Compare comunque un nuovissimo tipo di soylent sul mercato: si dice sia fatto di plancton, e incessanti slogan lo pubblicizzano come decisamente più gustoso e soprattutto nutriente, rispetto ai precedenti soylent rosso e giallo. Le masse affamate si scatenano in rivolta, ognuno pretende la propria razione di soylent green, e i sottoprodotti (briciole, rimpasti) sono merce di contrabbando per chi non può permettersi le gallette integre.

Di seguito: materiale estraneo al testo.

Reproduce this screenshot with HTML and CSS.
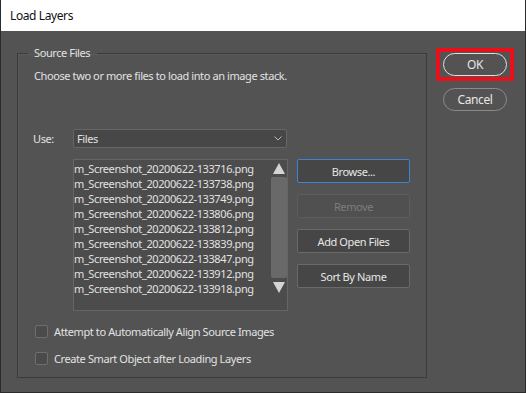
FILE: index.html
```html
<!DOCTYPE html>
<html lang="en">
<head>
    <meta charset="UTF-8">
    <title>Load Layers</title>
    <link rel="stylesheet" href="styles.css">
</head>
<body>
    <div class="dialog">
        <div class="titlebar">Load Layers</div>
        <div class="dialog-body">
            <fieldset class="group">
                <legend>Source Files</legend>
                <p class="hint">Choose two or more files to load into an image stack.</p>

                <div class="use-row">
                    <span class="use-label">Use:</span>
                    <div class="select">
                        <span>Files</span>
                        <svg class="chevron" width="8" height="5" viewBox="0 0 8 5">
                            <polyline points="0.5,0.5 4,4 7.5,0.5" fill="none" stroke="#b8b8b8" stroke-width="1"/>
                        </svg>
                    </div>
                </div>

                <div class="files-row">
                    <div class="file-list">
                        <ul class="files">
                            <li>m_Screenshot_20200622-133716.png</li>
                            <li>m_Screenshot_20200622-133738.png</li>
                            <li>m_Screenshot_20200622-133749.png</li>
                            <li>m_Screenshot_20200622-133806.png</li>
                            <li>m_Screenshot_20200622-133812.png</li>
                            <li>m_Screenshot_20200622-133839.png</li>
                            <li>m_Screenshot_20200622-133847.png</li>
                            <li>m_Screenshot_20200622-133912.png</li>
                            <li>m_Screenshot_20200622-133918.png</li>
                        </ul>
                        <div class="scrollbar">
                            <svg class="arrow" width="12" height="11" viewBox="0 0 12 11">
                                <polygon points="6,0 12,11 0,11" fill="#d4d4d4"/>
                            </svg>
                            <div class="thumb"></div>
                            <svg class="arrow" width="12" height="11" viewBox="0 0 12 11">
                                <polygon points="0,0 12,0 6,11" fill="#d4d4d4"/>
                            </svg>
                        </div>
                    </div>
                    <div class="file-buttons">
                        <button class="btn focused">Browse...</button>
                        <button class="btn" disabled>Remove</button>
                        <button class="btn">Add Open Files</button>
                        <button class="btn">Sort By Name</button>
                    </div>
                </div>

                <label class="check"><span class="box"></span>Attempt to Automatically Align Source Images</label>
                <label class="check"><span class="box"></span>Create Smart Object after Loading Layers</label>
            </fieldset>

            <div class="actions">
                <div class="ok-mark">
                    <button class="pill primary">OK</button>
                </div>
                <button class="pill">Cancel</button>
            </div>
        </div>
    </div>
</body>
</html>
```

FILE: styles.css
```css
body {
    margin: 0;
    background-color: #535353;
    font-family: "Noto Sans", sans-serif;
    font-size: 11px;
    letter-spacing: -0.4px;
}
.dialog {
    width: 524px;
    height: 392px;
    border: 1px solid #2b2b2b;
    border-top: none;
    background-color: #535353;
    color: #e2e2e2;
}
.titlebar {
    height: 31px;
    line-height: 32px;
    padding-left: 9px;
    background-color: #fff;
    color: #111;
    font-size: 12px;
}
.dialog-body {
    display: flex;
    align-items: flex-start;
    gap: 9px;
    padding-left: 16px;
}
.group {
    box-sizing: border-box;
    width: 410px;
    height: 332px;
    margin: 15px 0 0;
    padding: 0 15px;
    border: 1px solid #3b3b3b;
    box-shadow: inset 1px 1px 0 #5a5a5a;
}
.group legend {
    margin-left: -5px;
    padding: 0 7px 0 6px;
    line-height: 14px;
}
.hint {
    margin: 8px 0 0 1px;
    line-height: 15px;
}
.use-row {
    display: flex;
    align-items: center;
    margin-top: 46px;
}
.use-label {
    width: 40px;
}
.select {
    display: flex;
    align-items: center;
    justify-content: space-between;
    box-sizing: border-box;
    width: 214px;
    height: 19px;
    padding: 0 4px 0 3px;
    border: 1px solid #666;
    background-color: #474747;
    border-radius: 2px;
}
.files-row {
    display: flex;
    gap: 9px;
    margin: 11px 0 0 40px;
}
.file-list {
    display: flex;
    box-sizing: border-box;
    width: 215px;
    height: 152px;
    border: 1px solid #666;
    background-color: #4c4c4c;
}
.files {
    flex: 1;
    margin: 0;
    padding: 1px 0 0;
    list-style: none;
    line-height: 15px;
    white-space: nowrap;
    overflow: hidden;
}
.scrollbar {
    display: flex;
    flex-direction: column;
    align-items: center;
    width: 16px;
    height: 130px;
    padding-top: 3px;
}
.thumb {
    width: 16px;
    flex: 1;
    margin: 3px 0 4px;
    background-color: #696969;
    border-radius: 2px;
}
.file-buttons {
    display: flex;
    flex-direction: column;
    gap: 11px;
}
.btn {
    box-sizing: border-box;
    width: 113px;
    height: 24px;
    padding: 0;
    border: 1px solid #696969;
    border-radius: 2px;
    background-color: #464646;
    color: #e6e6e6;
    font: inherit;
    letter-spacing: inherit;
}
.btn.focused {
    border-color: #3f83d4;
}
.btn:disabled {
    border-color: #5d5d5d;
    background-color: #505050;
    color: #7d7d7d;
}
.check {
    display: flex;
    align-items: center;
    gap: 6px;
    margin: 13px 0 0 2px;
    line-height: 15px;
}
.check + .check {
    margin-top: 12px;
}
.box {
    box-sizing: border-box;
    width: 13px;
    height: 13px;
    border: 1px solid #6e6e6e;
    border-radius: 2px;
    background-color: #4b4b4b;
}
.actions {
    display: flex;
    flex-direction: column;
    align-items: center;
    gap: 7px;
    margin-top: 17px;
}
.ok-mark {
    padding: 1px 3px;
    border: 4px solid #e8101a;
}
.pill {
    box-sizing: border-box;
    width: 64px;
    height: 23px;
    padding: 0;
    border: 1px solid #8a8a8a;
    border-radius: 12px;
    background-color: #535353;
    color: #e6e6e6;
    font: inherit;
    font-size: 12px;
    letter-spacing: inherit;
}
.pill.primary {
    border-color: #e0e0e0;
}
```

C’è però qualcosa che non quadra con la produzione del soylent a partire dal plancton, e un plico di rapporti di oceanografia (che solamente un numero ristretto di persone è ancora in grado di leggere, il resto è analfabeta) servirà a chiarire la faccenda, parallelamente alle indagini del detective protagonista.
Qualche sparatoria e combattimento alla Bud Spencer e Terence Hill quindi (gli anni sono quelli in fondo…) movimentano la vicenda del poliziotto protagonista, insieme alla sua relazione amorosa con un pezzo d’arredamento. L’altra particolarità del film è infatti che le donne – quelle giovani e bellissime, certamente non il donnone col grembiule zozzo che reclama la sua dose di soylent in piazza – costituiscono parte del mobilio, e quando qualcuno muore e lascia un appartamento, passano al proprietario successivo esattamente come i divani e i tavolini…
In tutto questo misero scenario, persino la plastica – quella che oggi viene abolita con grandi applausi ogni giorno in una città diversa – è diventata rara, venduta sul mercato nero quasi fosse un’antichità introvabile.
Infine, possiamo riconoscere anche delle specie di centri profughi: chiese, parrocchie hanno difatti assunto definitivamente questa funzione; la gente è ammassata indistintamente a terra, sul pavimento, allo stesso modo degli immigrati che vengono mostrati sbarcare sulle nostre coste.
Siamo salvi allora!
Insomma, il 2022 non è poi così distante da noi, ma possiamo stare tranquilli: fino a qui, il film pare non averne azzeccata una: nel mondo di oggi ci sono donne sempre più “emancipate”, la plastica è una vergogna da cui prendere le distanze, carne, pesci ce li abbiamo – sintetizzati in laboratorio – e per adesso, è solamente un emisfero del mondo a patire la fame.
E invece la particolarità maggiore della storia di Soylent Green rispetto alle catastrofi a cui siamo abituati al cinema e in televisione, consiste proprio nell’offrire uno scenario diverso – nessuna inondazione, né tempeste solari o altre “fini del mondo” a sterminare la popolazione – eppure al contempo spaventosamente simile alle previsioni degli scienziati odierni – quelli che si basano su dati, analisi, rilevazioni anziché sulle stime del successo di una pellicola fra gli spettatori.
2012, epidemie di zombie, glaciazioni, asteroidi, estinzioni di massa… Al contrario, la Terra continua ad esistere, il genere umano pure – per quanto imbruttito dalla povertà e dalla lotta all’ultima galletta di soylent – e i problemi maggiori sono quelli che abbiamo sotto gli occhi già da tempo ormai: fame, prosciugamento delle risorse, surriscaldamento globale – e tanta, tanta corruzione.
“…Mi sta distruggendo.”
“Che cosa?”
“La verità.”
“La verità che vi ha confessato Simonson?”
“Tutta, la verità.”
[Dialogo fra un prete e il detective protagonista]
“Lo so, lo so. Quando eri giovane, le persone erano migliori.”
“Ah, balle. La gente è sempre stata corrotta. Però il mondo era bello.”
[altra scena del film]
In definitiva, un film per mostrarci concretamente – in maniera tangibile – ciò a cui stiamo probabilmente andando incontro.